AP Psychology score calculator questions
What raw score do I need to get a 5 on AP Psychology?
Based on publicly released past curves, a 5 has typically required a composite around 75% of available points. With the current format, that works out to roughly 60 of 75 multiple-choice questions plus about 9 of 14 free-response rubric points. The exact 2026 cutoff will be set by the College Board's equating process after the exam.
Is AP Psychology curved?
Not in the classroom sense — your score never depends on how other students perform that year. Instead, the College Board uses equating to adjust raw-score cutoffs so a given AP score means the same thing across years. In practice it behaves like a conversion table that shifts a few points from year to year.
How is the AP Psychology exam structured in 2026?
Section I is 75 multiple-choice questions in 90 minutes, worth 66.7% of your score. Section II is two free-response questions in 70 minutes — the Article Analysis Question (AAQ) and the Evidence-Based Question (EBQ) — worth 33.3% combined.
Did the AP Psychology exam change recently?

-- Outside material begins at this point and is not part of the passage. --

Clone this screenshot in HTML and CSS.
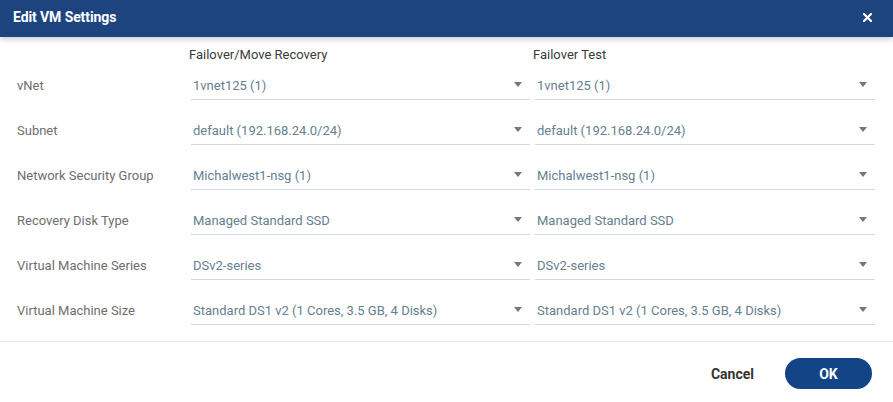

Yes. Starting with the May 2025 exam, the multiple-choice section dropped from 100 to 75 questions and the old free-response format was replaced with the AAQ and EBQ. Score calculators that still ask for a multiple-choice score out of 100 are based on the retired format.

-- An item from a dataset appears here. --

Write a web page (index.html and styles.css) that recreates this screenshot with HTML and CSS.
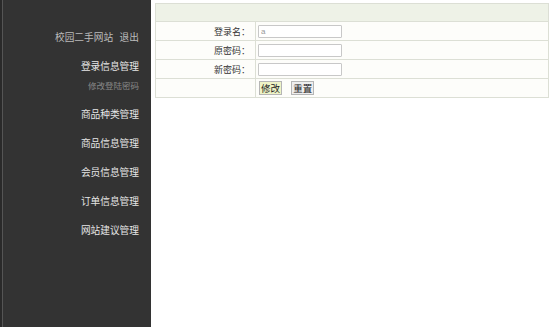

When do AP scores come out in 2026?
The College Board typically releases AP scores in early-to-mid July. For the May 2026 exams, expect results in July 2026 — the exact date is announced on the College Board website closer to release.
Is there a penalty for guessing on AP Psychology?
No. Only correct answers count toward your multiple-choice score, so you should answer every question, even when you are making an educated guess.
How accurate is this AP Psychology score calculator?
It is an estimate. The calculator weights each section exactly the way the exam does and uses conservative cutoffs from publicly released past curves, but the College Board re-equates every exam year, so the real boundaries move a few points. Treat the output as a target-setting tool, not a promise.